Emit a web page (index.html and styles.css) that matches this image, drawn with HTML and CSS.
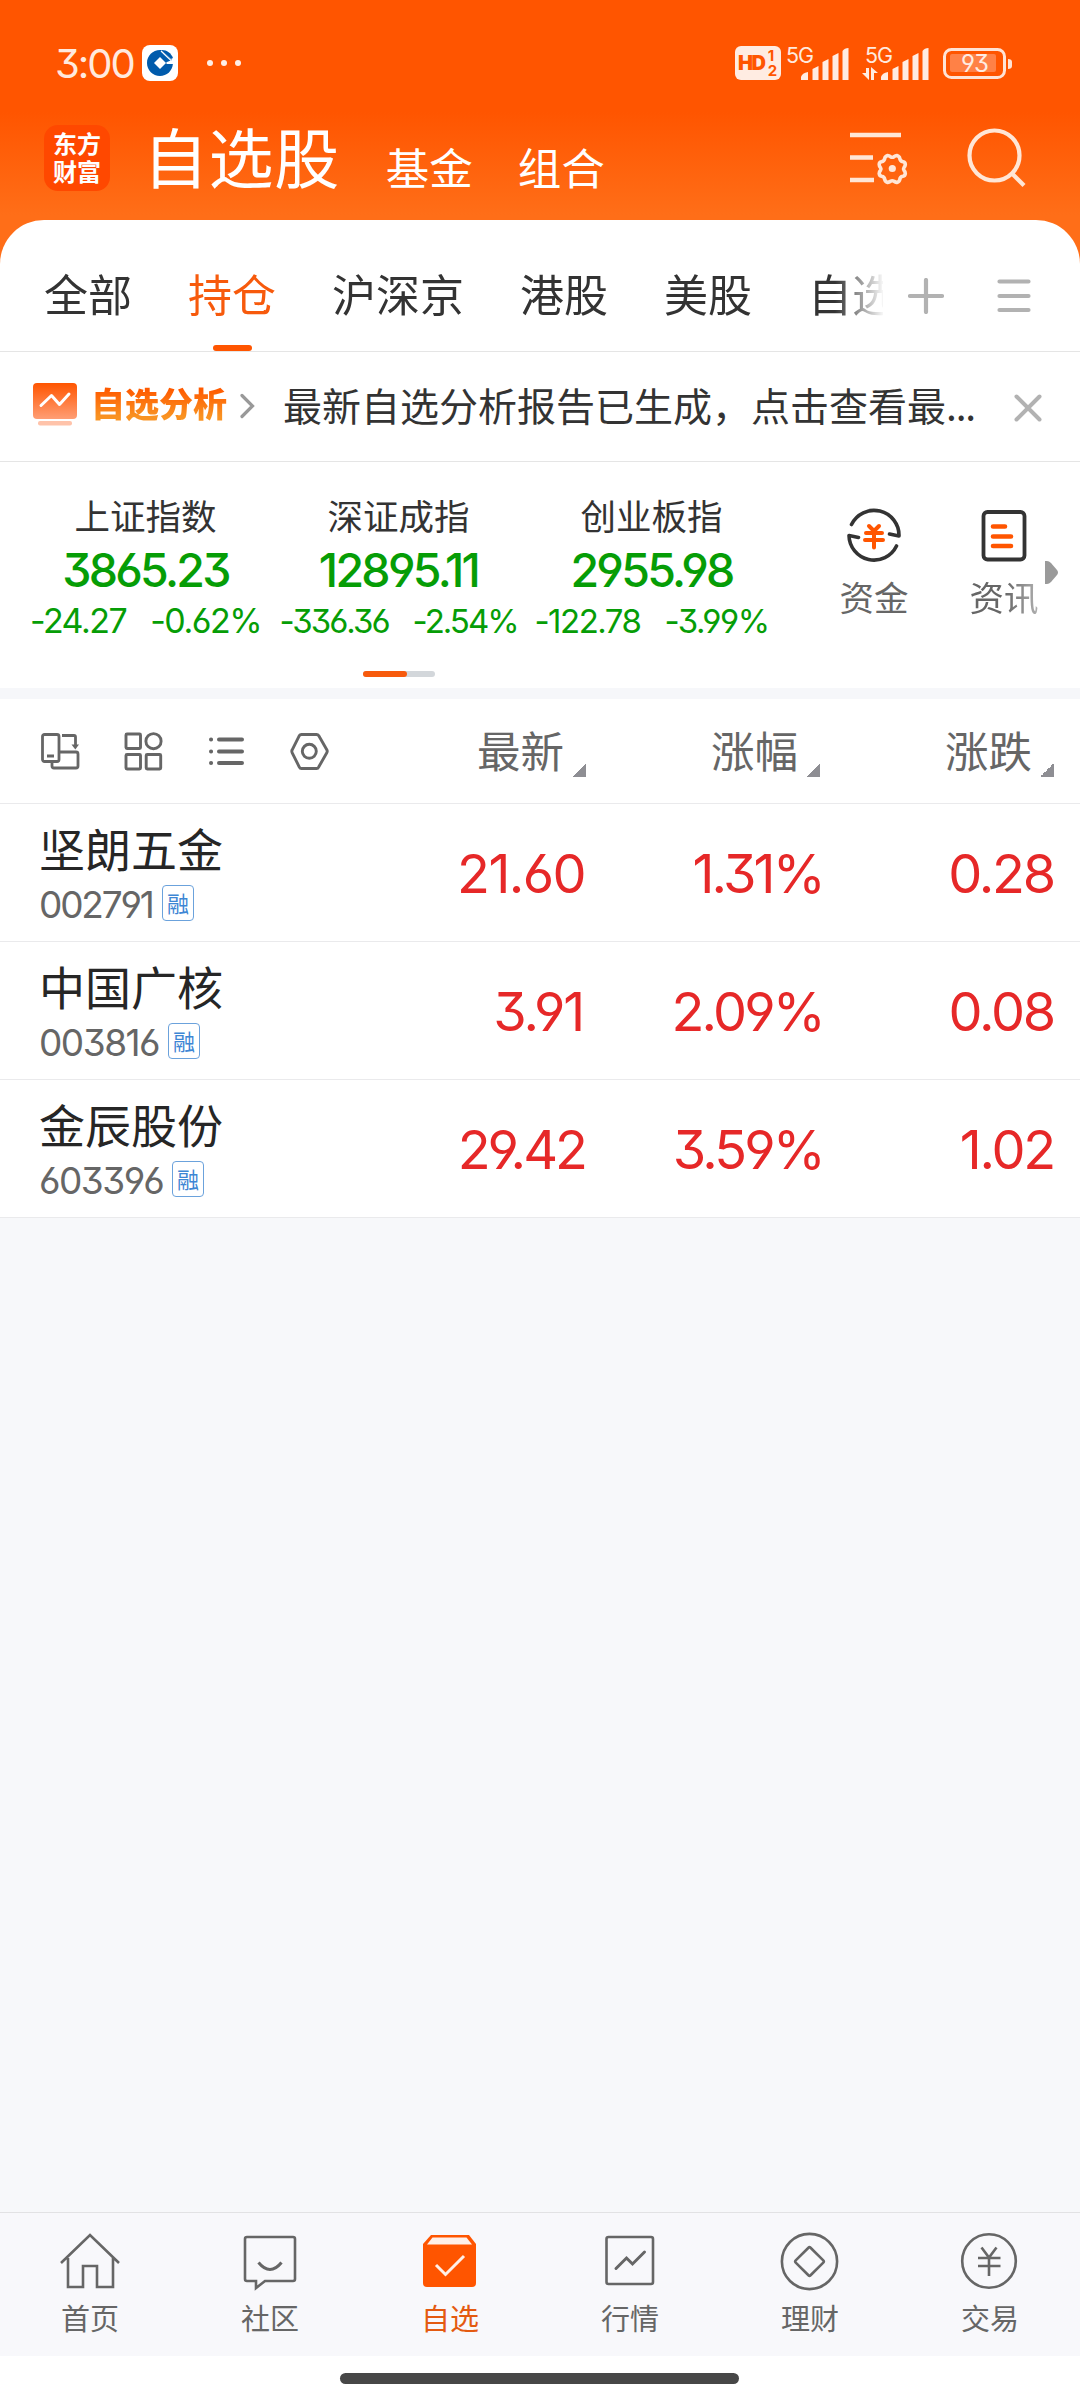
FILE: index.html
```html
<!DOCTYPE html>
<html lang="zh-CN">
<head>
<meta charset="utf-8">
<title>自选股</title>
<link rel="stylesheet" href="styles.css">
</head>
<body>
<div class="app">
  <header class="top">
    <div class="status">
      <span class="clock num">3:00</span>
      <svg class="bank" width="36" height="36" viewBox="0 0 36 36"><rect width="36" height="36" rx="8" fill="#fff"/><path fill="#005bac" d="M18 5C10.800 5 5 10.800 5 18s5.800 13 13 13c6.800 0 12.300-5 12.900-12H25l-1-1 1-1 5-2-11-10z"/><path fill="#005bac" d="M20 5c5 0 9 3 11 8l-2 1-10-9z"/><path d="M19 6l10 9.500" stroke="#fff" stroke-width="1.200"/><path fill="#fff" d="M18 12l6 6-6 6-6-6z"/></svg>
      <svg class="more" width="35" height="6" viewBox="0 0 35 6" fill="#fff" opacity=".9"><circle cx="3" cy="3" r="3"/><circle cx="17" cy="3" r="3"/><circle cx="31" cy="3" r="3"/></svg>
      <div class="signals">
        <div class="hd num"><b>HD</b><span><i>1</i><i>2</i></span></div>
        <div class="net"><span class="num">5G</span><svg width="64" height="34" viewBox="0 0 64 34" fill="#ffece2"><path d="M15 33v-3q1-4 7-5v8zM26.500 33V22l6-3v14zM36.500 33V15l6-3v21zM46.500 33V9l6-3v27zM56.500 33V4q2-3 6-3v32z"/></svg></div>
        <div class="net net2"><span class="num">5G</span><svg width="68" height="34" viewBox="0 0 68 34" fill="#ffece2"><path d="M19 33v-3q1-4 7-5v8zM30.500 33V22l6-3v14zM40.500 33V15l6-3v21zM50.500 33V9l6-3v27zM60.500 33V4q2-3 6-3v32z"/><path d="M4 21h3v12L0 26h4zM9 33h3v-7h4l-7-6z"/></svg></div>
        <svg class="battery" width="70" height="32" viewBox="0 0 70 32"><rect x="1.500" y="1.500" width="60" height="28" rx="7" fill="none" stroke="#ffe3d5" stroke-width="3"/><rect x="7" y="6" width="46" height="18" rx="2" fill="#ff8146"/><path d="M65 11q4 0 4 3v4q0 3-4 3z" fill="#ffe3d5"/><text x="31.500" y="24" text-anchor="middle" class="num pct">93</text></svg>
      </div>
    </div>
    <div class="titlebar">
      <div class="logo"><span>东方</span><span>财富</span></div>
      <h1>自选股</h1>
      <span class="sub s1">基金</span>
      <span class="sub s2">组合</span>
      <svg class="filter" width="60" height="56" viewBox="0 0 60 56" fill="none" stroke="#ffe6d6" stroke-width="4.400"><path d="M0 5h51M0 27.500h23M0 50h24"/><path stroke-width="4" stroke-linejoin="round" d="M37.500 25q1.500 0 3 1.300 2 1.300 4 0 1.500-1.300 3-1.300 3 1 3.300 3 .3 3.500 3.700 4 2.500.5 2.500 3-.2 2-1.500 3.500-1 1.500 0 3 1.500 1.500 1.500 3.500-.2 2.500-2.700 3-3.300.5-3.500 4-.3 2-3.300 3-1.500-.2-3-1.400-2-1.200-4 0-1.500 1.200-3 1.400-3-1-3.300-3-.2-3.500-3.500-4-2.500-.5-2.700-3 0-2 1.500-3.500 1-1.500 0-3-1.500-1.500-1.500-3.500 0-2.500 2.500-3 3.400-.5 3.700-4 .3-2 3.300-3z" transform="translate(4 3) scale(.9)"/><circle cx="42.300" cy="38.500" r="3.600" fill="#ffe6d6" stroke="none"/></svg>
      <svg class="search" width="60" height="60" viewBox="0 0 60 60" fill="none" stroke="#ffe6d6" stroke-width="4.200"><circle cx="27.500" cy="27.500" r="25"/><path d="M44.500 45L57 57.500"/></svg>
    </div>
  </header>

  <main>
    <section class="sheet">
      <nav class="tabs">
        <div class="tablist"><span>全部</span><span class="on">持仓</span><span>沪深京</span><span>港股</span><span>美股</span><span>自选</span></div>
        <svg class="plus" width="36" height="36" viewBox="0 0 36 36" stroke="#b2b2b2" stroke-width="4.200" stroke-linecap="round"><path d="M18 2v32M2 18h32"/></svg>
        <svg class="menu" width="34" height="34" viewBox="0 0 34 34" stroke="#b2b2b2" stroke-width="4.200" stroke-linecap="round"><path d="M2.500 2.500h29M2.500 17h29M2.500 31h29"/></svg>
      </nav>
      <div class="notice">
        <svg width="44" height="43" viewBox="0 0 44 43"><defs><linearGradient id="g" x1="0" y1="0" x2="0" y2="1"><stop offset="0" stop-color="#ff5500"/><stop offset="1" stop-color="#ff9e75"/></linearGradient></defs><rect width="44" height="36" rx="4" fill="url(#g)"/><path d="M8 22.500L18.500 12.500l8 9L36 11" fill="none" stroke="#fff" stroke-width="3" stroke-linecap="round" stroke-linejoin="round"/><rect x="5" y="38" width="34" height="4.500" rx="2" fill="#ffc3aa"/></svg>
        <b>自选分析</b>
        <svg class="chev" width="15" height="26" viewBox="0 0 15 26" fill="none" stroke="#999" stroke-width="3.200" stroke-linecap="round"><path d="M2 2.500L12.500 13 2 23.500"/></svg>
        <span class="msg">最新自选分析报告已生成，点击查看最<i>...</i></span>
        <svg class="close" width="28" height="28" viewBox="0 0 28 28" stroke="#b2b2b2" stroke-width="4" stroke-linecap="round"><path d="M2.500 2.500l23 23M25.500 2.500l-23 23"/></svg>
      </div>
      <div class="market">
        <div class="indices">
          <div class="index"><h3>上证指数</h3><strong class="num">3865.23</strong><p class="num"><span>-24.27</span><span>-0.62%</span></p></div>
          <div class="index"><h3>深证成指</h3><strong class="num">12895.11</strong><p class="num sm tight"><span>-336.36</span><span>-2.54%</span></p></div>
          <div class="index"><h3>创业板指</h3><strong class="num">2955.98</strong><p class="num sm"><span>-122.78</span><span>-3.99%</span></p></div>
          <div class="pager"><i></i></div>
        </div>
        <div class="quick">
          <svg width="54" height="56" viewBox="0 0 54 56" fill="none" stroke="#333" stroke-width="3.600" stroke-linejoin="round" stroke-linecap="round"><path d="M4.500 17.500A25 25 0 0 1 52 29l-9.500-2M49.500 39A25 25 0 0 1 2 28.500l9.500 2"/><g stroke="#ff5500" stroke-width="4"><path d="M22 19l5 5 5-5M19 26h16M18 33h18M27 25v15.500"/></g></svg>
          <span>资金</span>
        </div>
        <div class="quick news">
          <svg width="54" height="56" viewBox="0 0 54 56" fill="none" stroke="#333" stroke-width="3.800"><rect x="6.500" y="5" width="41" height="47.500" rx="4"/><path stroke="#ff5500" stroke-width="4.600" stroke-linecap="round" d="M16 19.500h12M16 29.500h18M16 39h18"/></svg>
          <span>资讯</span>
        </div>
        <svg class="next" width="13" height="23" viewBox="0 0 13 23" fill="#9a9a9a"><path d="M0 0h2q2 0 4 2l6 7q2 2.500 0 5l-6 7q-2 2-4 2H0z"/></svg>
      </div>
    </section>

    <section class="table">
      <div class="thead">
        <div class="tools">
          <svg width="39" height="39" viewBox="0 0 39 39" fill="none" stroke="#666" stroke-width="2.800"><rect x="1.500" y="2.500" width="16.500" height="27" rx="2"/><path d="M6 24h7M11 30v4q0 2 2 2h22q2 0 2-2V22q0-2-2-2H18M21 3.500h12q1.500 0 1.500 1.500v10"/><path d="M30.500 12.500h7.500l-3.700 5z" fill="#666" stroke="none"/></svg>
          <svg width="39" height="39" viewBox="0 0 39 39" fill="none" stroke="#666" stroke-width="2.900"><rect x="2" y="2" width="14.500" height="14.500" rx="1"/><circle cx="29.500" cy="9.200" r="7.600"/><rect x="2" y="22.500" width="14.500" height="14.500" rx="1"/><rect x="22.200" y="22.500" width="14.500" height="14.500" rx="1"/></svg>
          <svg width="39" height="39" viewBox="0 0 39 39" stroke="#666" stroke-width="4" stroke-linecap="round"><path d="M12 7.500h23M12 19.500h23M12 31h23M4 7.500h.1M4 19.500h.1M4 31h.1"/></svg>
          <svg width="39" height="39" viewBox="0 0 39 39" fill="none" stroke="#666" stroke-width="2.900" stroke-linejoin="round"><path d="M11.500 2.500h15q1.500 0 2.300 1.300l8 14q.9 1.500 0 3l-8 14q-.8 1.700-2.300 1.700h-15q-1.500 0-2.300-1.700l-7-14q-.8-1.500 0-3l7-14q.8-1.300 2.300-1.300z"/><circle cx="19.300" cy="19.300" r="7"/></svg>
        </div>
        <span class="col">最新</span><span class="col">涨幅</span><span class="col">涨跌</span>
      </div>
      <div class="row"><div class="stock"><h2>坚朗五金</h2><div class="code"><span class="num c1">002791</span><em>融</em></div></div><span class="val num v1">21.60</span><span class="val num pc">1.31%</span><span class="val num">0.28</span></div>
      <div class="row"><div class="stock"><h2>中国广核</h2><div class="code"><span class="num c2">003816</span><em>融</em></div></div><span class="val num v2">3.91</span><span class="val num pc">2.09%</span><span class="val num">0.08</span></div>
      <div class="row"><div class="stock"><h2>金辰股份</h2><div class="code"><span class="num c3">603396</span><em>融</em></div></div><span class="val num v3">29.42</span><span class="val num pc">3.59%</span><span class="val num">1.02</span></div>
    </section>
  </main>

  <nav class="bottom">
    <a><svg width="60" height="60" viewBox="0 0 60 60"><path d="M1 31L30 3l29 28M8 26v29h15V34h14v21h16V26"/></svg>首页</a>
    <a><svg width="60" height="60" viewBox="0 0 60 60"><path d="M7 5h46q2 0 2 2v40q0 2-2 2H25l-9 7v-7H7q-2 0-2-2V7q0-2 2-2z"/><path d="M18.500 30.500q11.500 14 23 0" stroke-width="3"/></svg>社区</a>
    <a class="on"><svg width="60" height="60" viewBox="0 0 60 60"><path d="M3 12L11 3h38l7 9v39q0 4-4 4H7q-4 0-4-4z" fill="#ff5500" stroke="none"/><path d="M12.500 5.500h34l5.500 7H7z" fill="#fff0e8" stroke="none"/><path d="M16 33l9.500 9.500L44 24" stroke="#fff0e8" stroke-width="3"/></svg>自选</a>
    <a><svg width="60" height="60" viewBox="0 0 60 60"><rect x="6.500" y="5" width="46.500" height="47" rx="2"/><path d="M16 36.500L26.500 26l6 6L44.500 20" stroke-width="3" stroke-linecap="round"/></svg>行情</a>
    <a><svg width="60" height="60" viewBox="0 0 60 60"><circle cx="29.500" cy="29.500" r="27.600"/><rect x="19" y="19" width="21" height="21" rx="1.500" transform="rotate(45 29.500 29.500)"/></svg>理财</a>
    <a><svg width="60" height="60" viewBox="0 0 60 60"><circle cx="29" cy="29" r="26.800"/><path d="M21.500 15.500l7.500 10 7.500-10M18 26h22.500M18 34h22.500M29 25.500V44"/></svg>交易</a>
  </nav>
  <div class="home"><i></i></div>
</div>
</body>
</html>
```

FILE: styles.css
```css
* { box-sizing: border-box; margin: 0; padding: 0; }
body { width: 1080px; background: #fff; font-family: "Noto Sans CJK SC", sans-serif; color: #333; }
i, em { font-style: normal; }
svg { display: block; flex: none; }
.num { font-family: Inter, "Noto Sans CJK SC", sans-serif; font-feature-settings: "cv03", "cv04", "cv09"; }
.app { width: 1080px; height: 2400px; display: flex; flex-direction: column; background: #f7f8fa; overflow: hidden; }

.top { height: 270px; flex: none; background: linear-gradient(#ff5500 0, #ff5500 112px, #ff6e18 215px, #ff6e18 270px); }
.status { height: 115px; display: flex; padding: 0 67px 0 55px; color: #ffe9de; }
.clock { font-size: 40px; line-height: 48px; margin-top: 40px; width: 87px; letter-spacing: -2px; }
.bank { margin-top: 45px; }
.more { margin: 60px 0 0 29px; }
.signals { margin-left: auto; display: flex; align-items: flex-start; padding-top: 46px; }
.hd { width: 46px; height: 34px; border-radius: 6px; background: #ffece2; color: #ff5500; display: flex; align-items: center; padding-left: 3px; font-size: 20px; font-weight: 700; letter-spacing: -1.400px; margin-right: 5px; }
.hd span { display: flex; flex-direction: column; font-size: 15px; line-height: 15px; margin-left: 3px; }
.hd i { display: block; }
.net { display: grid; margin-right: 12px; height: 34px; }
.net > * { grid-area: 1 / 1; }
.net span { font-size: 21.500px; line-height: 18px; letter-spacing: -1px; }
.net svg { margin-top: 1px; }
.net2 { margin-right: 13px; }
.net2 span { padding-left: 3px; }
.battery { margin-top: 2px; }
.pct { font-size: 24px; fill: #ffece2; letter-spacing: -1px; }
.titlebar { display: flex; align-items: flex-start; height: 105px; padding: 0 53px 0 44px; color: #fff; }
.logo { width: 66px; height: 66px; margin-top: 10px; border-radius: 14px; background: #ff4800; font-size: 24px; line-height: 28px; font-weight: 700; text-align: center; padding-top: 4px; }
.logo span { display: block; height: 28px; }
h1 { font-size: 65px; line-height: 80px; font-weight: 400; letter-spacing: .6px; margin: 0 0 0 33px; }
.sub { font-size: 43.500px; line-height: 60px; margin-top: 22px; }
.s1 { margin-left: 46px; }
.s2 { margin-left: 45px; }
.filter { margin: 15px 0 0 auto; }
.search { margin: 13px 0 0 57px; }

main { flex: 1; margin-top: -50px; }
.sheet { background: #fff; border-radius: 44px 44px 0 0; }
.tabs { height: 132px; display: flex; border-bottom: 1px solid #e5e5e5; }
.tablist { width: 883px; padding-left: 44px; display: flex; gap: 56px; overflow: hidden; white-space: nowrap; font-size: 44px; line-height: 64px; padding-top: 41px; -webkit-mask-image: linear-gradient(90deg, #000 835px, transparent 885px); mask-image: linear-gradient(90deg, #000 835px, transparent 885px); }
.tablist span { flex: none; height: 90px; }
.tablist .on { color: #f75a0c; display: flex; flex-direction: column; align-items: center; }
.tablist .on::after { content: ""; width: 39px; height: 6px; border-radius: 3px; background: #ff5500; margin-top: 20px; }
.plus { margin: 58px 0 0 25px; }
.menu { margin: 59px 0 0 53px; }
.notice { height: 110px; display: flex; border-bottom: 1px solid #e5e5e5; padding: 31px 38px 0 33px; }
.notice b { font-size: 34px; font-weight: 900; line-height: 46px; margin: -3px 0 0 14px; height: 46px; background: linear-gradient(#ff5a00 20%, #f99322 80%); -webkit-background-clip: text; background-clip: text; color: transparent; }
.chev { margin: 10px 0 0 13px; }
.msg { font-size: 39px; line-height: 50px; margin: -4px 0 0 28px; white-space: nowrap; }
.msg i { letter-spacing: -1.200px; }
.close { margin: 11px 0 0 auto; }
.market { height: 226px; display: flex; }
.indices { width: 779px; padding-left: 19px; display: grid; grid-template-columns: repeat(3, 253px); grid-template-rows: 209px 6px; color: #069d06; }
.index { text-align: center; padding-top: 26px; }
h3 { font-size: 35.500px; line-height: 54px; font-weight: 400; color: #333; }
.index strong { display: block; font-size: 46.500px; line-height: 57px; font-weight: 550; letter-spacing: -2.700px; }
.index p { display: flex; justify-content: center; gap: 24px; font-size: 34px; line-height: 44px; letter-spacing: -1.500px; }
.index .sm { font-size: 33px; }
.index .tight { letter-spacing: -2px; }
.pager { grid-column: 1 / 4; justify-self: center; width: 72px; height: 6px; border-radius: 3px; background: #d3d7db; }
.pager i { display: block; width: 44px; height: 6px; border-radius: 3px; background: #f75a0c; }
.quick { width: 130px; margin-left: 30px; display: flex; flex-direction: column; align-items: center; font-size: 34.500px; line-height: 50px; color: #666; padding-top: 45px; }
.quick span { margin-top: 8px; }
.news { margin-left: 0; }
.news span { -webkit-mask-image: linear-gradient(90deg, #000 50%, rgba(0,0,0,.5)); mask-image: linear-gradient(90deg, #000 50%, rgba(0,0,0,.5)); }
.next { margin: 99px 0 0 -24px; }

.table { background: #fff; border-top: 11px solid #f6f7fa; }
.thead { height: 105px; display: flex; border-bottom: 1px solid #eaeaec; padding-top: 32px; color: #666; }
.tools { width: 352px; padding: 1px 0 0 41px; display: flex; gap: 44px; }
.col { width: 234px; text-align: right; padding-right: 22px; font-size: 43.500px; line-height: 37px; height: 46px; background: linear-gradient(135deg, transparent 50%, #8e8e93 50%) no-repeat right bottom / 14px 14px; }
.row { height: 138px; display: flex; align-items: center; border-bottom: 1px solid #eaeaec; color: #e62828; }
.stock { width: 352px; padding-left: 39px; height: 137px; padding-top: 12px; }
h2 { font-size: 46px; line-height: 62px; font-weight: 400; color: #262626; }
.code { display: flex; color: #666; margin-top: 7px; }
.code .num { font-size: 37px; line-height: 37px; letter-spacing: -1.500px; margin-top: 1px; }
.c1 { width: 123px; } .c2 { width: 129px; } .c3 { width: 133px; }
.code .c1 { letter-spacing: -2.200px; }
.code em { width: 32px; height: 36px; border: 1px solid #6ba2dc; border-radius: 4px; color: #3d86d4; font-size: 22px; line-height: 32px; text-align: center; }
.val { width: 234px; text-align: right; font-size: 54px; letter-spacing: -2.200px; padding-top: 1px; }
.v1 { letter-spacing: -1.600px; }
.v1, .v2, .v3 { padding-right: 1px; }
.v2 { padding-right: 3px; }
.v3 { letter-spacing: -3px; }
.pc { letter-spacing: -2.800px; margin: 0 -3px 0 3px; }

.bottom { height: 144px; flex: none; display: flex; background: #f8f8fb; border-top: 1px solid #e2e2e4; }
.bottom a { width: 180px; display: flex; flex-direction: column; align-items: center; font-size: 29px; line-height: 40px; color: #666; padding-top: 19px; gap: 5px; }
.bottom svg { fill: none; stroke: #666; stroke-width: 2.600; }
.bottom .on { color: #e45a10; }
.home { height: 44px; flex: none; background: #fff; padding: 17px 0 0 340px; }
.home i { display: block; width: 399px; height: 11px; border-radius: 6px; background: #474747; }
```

━━━━━━━━━━

Reproduce every line of the listing above in which the string "image" appears.

Emit a web page (index.html and styles.css) that matches this image, drawn with HTML and CSS.
.tablist { width: 883px; padding-left: 44px; display: flex; gap: 56px; overflow: hidden; white-space: nowrap; font-size: 44px; line-height: 64px; padding-top: 41px; -webkit-mask-image: linear-gradient(90deg, #000 835px, transparent 885px); mask-image: linear-gradient(90deg, #000 835px, transparent 885px); }
.news span { -webkit-mask-image: linear-gradient(90deg, #000 50%, rgba(0,0,0,.5)); mask-image: linear-gradient(90deg, #000 50%, rgba(0,0,0,.5)); }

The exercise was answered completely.